I have Debezium in a container, capturing all changes of PostgeSQL database records. But i am unable to understand couple of things regarding how Debezium works. If Debezium starts for the first time it takes a snapshot of the database and then starting streaming based on WAL file accordantly to the Debezium documentation.:
PostgreSQL normally purges write-ahead log (WAL) segments after some period of time. This means that the connector does not have the complete history of all changes that have been made to the database. Therefore, when the PostgreSQL connector first connects to a particular PostgreSQL database, it starts by performing a consistent snapshot of each of the database schemas. After the connector completes the snapshot, it continues streaming changes from the exact point at which the snapshot was made. This way, the connector starts with a consistent view of all of the data, and does not omit any changes that were made while the snapshot was being taken. The connector is tolerant of failures. As the connector reads changes and produces events, it records the WAL position for each event. If the connector stops for any reason (including communication failures, network problems, or crashes), upon restart the connector continues reading the WAL where it last left off. This includes snapshots.

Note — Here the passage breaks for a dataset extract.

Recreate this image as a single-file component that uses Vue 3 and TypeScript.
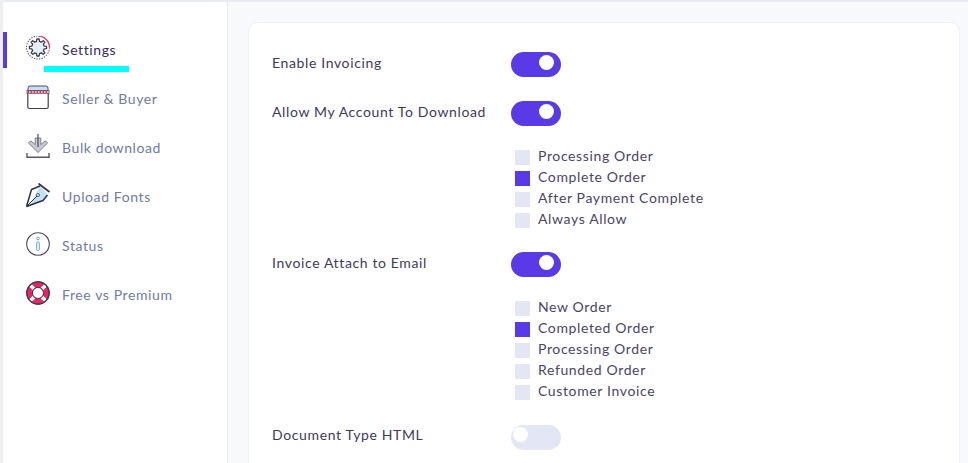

If the connector stops during a snapshot, the connector begins a new snapshot when it restarts.
But there is gap here, or maybe not. When the snapshot of the database is complete and then it is streaming from WAL file, if the connector goes down and until it goes up the WAL is purged/flushed, how Debezium ensuring data integrity?
Since Debezium is using a replication slot on PG, Debezium constantly sends back to PG the information up to which LSN it has consumed so that PG can flush the WAL files. Now, this information is stored in the table pg_replication_slots
. When Debezium starts up again, it reads the restart_lsn
from that table and requests changes that happened before that value. This is how Debezium is ensuring data integrity.
Not that if for some reason, that LSN is not available in the WAL files, there is no way to get it back, meaning data loss has happened.